Positive news could be on the horizon, as Biba's Steve White explains

I’ve become used to more than my fair share of ups and downs in recent months what with being an avid Arsenal fan. My footballing dreams had been in freefall of late and like the economy were showing little sign of recovery. One good win at the weekend though and my hopes have been revived – if only it were that easy to solve the nation’s financial woes. Sadly, we’re still on the downslide as far as the economy is concerned with the situation likely to get worse before it starts getting better. What we really need is some positive news.

Taxpayers have seen a massive increase in state involvement in our banks, but precious little of the expected social return on their investment. There are a lot of customers out there with severely dented expectations who are wondering whether the bail out of the banks was really worth it. Mortgage approvals are still falling, getting credit has not got any easier, some banks have chosen not to pass on interest rate cuts to their borrowers but cut them for their savers and mortgage arrears are climbing. One brief ray of light has been the Royal Bank of Scotland’s announcement that it will not move to repossess the properties of customers falling behind with their mortgage payments for at least six months; but cynically you cannot help but think that the political pressure brought to bear on that particular bank must have been severe to achieve that outcome.

Those of you who know me will not be surprised when this blog turns to regulation. There too the perception of what has been achieved since the FSA started regulating intermediaries in 2005 is mixed. Expectations have been raised and dashed. Are we any closer to principles based regulation with industry guidance and market led solutions to problems? Well, no not really.

One plus point is that BIBA is hopefully very close to finalising a market solution on disclosure and transparency in the commercial market which will include FSA approved guidance, but at times the speed of this process has been torturous.

The cost and burden of regulation does not seem to have got any lighter, however, or cheaper for that matter. Take for instance the Financial Services Compensation Scheme – general insurance intermediaries are facing the prospect of having to pay out to compensate the customers of failed banks. How is that fair? All firms are likely to have to pay an increased levy this year. But is the regulation that we are getting for this extra money actually any better or is the world any safer for the consumer?

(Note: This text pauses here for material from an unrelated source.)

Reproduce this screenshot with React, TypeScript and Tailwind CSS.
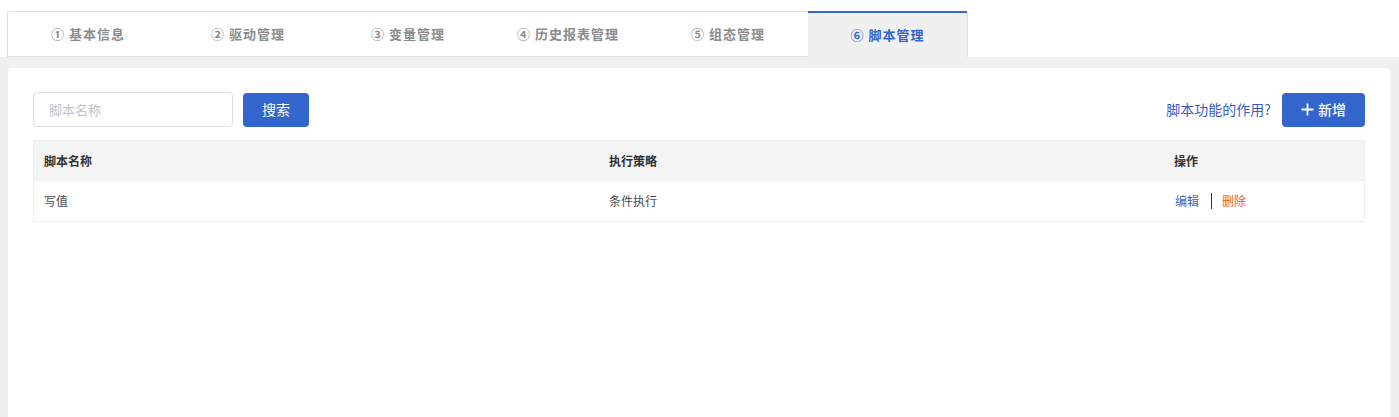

It will be interesting to see what the Financial Services Practitioner Panel’s 2008 survey of approximately 10,000 regulated firms comes back with. The independent survey is conducted every two years and aims to gather industry views on the FSA and create a track record of the regulator's effectiveness and performance over time. It is due to be published soon and its findings will no doubt mirror my concerns. Whatever emerges from the survey will be used to focus the panel’s future discussions with the regulator. Let’s hope that the message emerging from the survey will be that the future of regulation is not so much principles, but more appropriate and better applied rules.